Art created under these kinds of societal pressures is almost always especially valuable, just as precious gems are built under the downward pressure of collapsed rock, sediment, and carbonized forest. The most meaningful scenes and cultural movements are also forged in some way, shape, or form by oppression.

Making creative work, especially creative work that involves bringing people together, is an act of hope and an act of resistance. It’s an act of hope because it imagines that there will still be people in the future, and it imagines people who care like we care. It’s planting a seed. It’s an act of resistance because culture is formed when people get together. The groups we describe as “the authorities” repeatedly view gatherings of people as a potential threat. The authorities present differently in different locations across time and space but they’re usually the same thing: a combination of vested financial, governmental, and religious interests, most of whom are in the business of shoring up power and money through the privatization of profit and the socialization of costs. Culture is formed when people get together, and resistance can also be formed here, too.

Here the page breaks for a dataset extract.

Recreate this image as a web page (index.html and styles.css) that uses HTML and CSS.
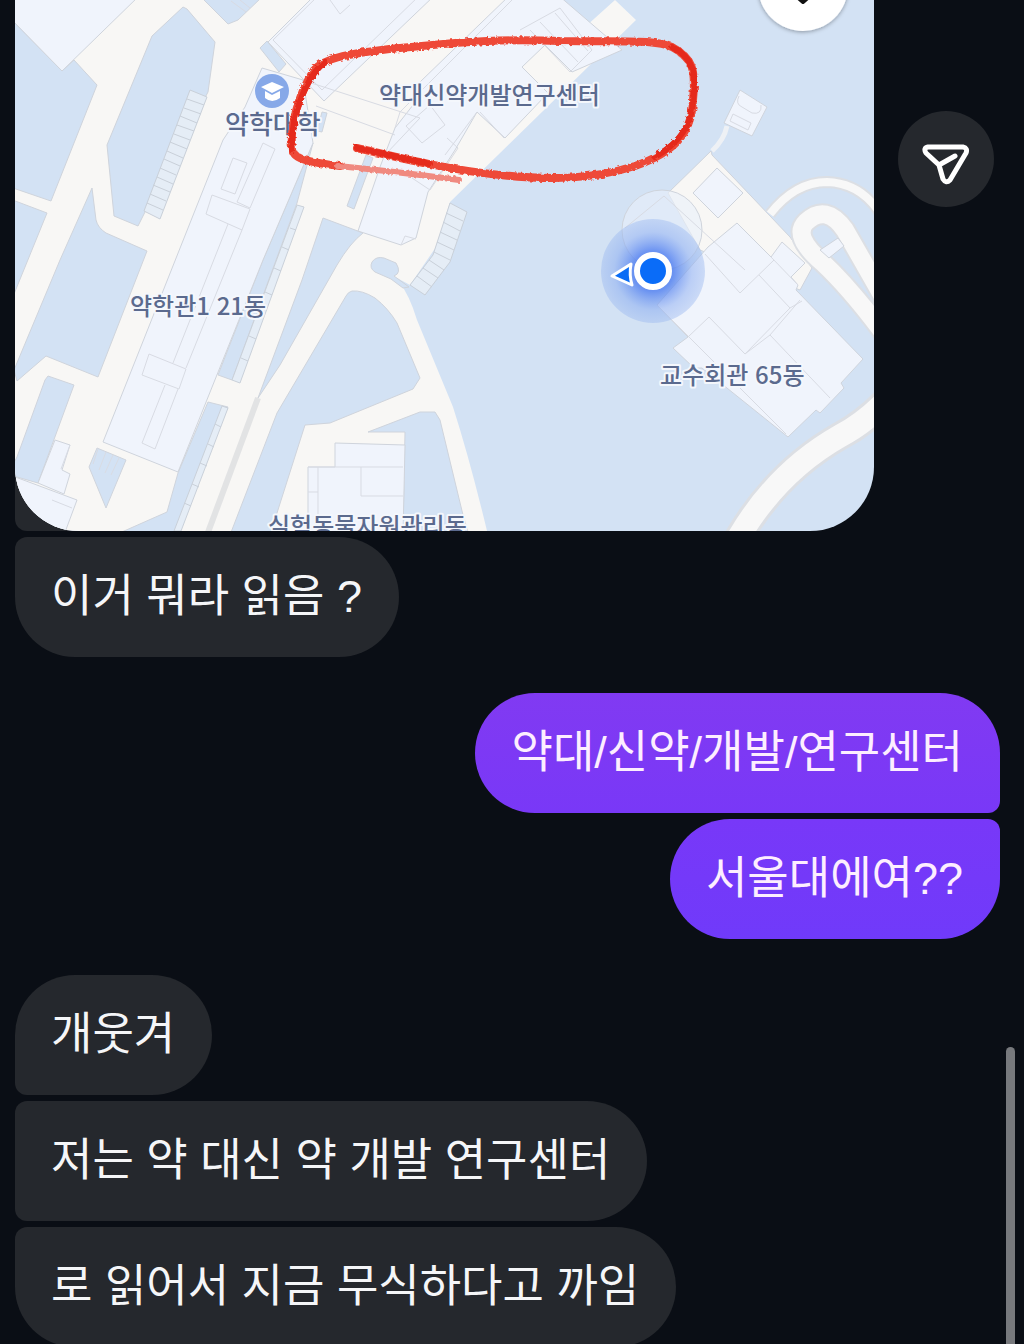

The Romans understood this, and that’s why they banned gatherings of more than 150 people, as Barbara Ehrenreich wrote in her sublime book Dancing In The Streets: A History Of Collective Joy. She notes a letter from one regional governor to a central one, asking permission to recruit volunteer firefighters. Permission was declined. Keeping people safe was less important than making sure people did not, under any circumstances, gather together to do human things like make music, dance, make art, or protect fellow citizens from fire. They needed to keep us apart. Why? There is no greater threat to authoritarianism than groups of like-minded people hungry for change, people who have come to realize their own power and self-worth.

There’s no shame in experiencing Imposter Syndrome, but there’s real power in overcoming it.